To be sure, Zhen Guofan's tactical brilliance had its limitations during the final years of the Taiping rebellion, and it was the British and the French that acted as the ultimate strategic arbiters. Mistrusting the Taiping’s unwavering commitment to the unequal treaties which had opened up the vast Chinese market, the French and British opted for stability and took their gunboats to the side of the faltering Qing. Soon after, the heavenly palace in Nanjing came crashing down in flames as it had some centuries earlier when Zhu Di entered the city triumphant. 

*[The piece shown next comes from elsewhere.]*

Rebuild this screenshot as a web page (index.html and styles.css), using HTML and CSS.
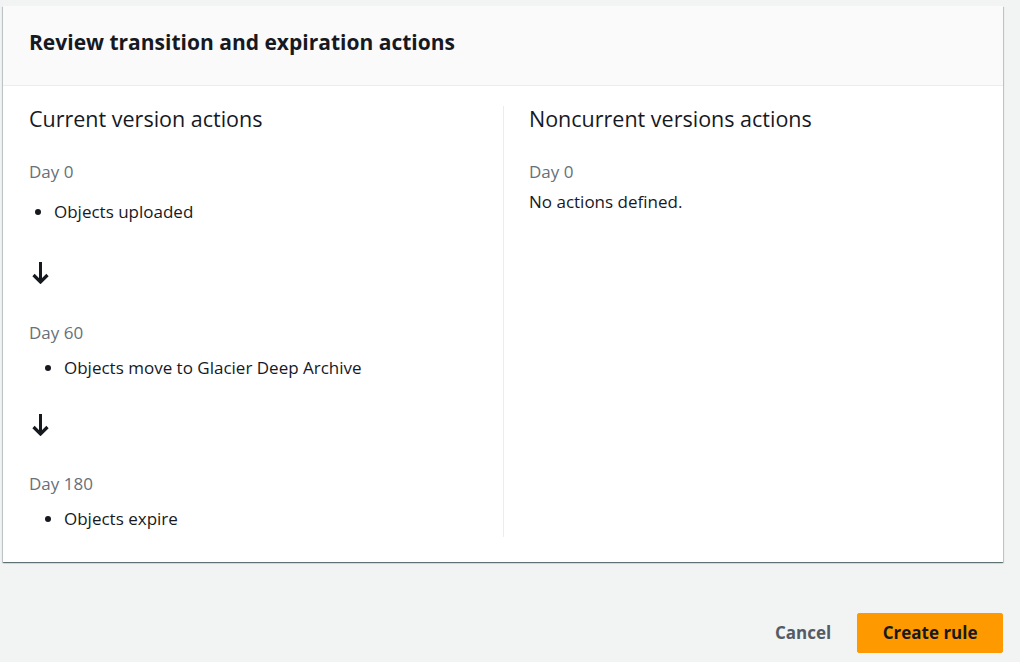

The Qing dynasty survived the ‘rage of heaven’ yet as Japan’s Prime Minister Ito Hirobumi foresaw at the time the dynastic balance that has defined the Chinese civilization since the epoch of the Yellow emperor was damaged and the intervention of the Europeans only helped to prolong the chaotic interregnum: ‘The upheaval would be all the more violent and all the more protracted for having been so long and unduly postponed.’ Japan was later to contribute to the prolonged chaos. It took a century for the new China and the new dynasty of the CPC to rise amidst an atrocious invasion by Imperial Japan. Nanjing stands as a symbol of imperial Japanese barbarity. 

From 1927 to 1949 (with the exception of 1937-46 when the capital moved to Chongqing), Nanjing also served as the capital of the Republic of China. It is in Nanjing where the first president of the Republic of China, the great modernizer Dr. Sun Yat-sen, rests in peace, on the same green mountain where Empreror Zhu’s tomb is also located. The patriot that liberated China from the Mongols stands next to the great statesman that took the Chinese civilization to the 20th Century, on the hills of the lake where the green in abundant and the red is scarce, as Li Qingzhao would say, one of China’s most significant female poets. 

In the summer of 1842, it was in Nanjing that the first of the unequal treaties between China and the imperial powers were signed, ceding Hong Kong for 100 years. This incident still haunts the Chinese and for the past century has shaped their absolutist understanding of national sovereignty and national security. This is also clearly seen in modern Nanjing and the colossal state support to the development of next generation microprocessors industry which is by its nature dual use in commerce and military applications.

China’s state-led technological expansion does not go unnoticed in the United States. Washington sees China’s rising technological primacy to be potentially destabilizing for the US-led security order in East Asia. A middle path for both China and the US where the fruits of technologies are shared and scientific communities can defy the arbitrary demands of the state would be highly advisable. China could start with a revision of its national security law and allow workers to oppose dual use civil – military funding contract in civil corporations. After all Nanjing serves as a reminder of the apocalyptic pain of strategic bombing and the technological efficiency of war machines. 

To be sure, today at the centenary of the May 4th movement modern Nanjing stands as a symbol of China’s rejuvenation and of its tumultuous struggle with modernization. Today in Nanjing there is no captive king nor is there a courtesan to sing in ignorance at night by the river Qinghuai[i]. A prosperous China with the world’s second largest military budget and a solid nuclear deterrent can feel secure that Western gunboats will not coerce it into a new unequal treaty. It can thus engage genuinely with the world as a sovereign great power with great responsibility.



[i] Referring to the poem “Moored on River Qinhuai at Night” composed by Du Mu (杜牧) of the late Tang dynasty. Qinhuai river is the branch of Yangtze river flowing through Nanjing.